Sadly, there has been a steady erosion of independent bookshops in Bath since the heady days of the 1970s. Thus we have lost Bowes and Bowes from Milsom Street, the Kingsmead Bookshop from the once lovely Kingsmead Square, George Gregory from Green Street, the Bibliotique from Chapel Row, the Corridor Bookshop from the Corridor and so on and so on. However, there are two bookshops in Bath, for which all booklovers can be grateful. They are very differerent, but in their ways represent all that is best about bookshops, old and new.
The firm of George Bayntun has, according to its website, been at the same site in Manvers Street since 1901 and internally the shop and bindery have not appreciably changed for some 70 years. The binders Bayntun Riviere were founded in 1829 and still produce beautiful bindings, which can be viewed at their shop.

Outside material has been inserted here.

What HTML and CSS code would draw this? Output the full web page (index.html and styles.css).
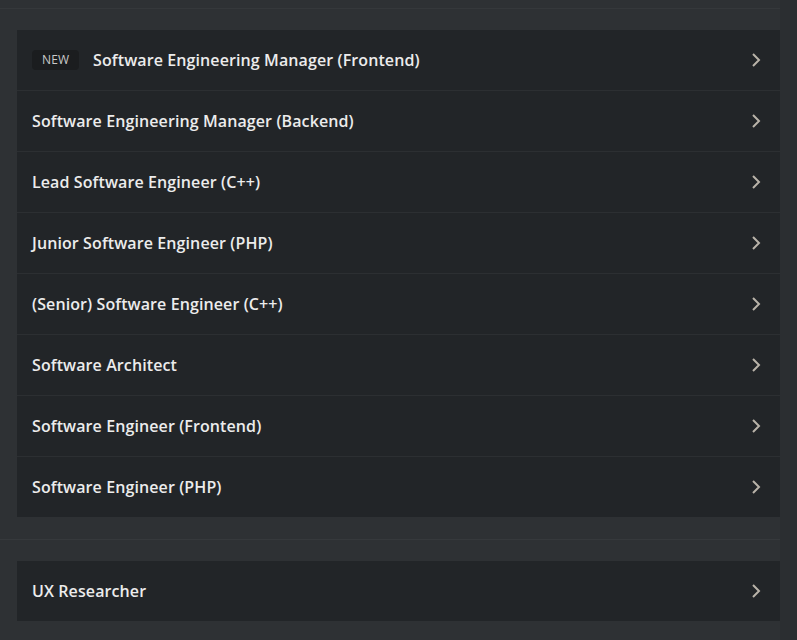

We have been visiting Bayntun's since moving to Somerset in 1972 and on our latest visit it was as good as ever. You do have to ring the bell now to gain entry and entry to the basement, where the general second hand books are kept, is now via the main shop rather than by going down the stone steps leading from the street.
The ground floor presents a dazzling array of fine books in luxurious bindings, housed in separate bookcases, mainly glass fronted. The picture below is taken from the Bayntun website.
On passing through the door at the back, stairs up take you to the antiquarian room, a large open room lined with bookshelves; stairs down take you to the second hand stock in the large basement. Here I have spent many hours over the years browsing the shelves and making purchases from time to time. Bayntun bindings are not cheap, but in a rash moment I did purchase one or two, duly noted below:
Bayntun's bindery is still thriving and it is difficult to see any reasons why this venerable bookshop should not continue to be a mecca for booklovers for another hundred years.
The next shop I visited was the very different Mr B's Emporium of Reading Delights, a new bookshop between Milsom Street and Queen Square.
This was our second visit; on the first my wife was introduced to "The Wind-Up Bird Chronicle" and has been devouring Murakami ever since. There are three levels of books, covering all subjects and somehow there is always something here that attracts the attention. But best of all is the bibliotherapy room on the first floor where there is aways coffee available and a comfortable chair where energy may be recouped for a further foray into the many rooms and odd corners of this excellent bookshop, voted recently Independent Bookseller of the Year.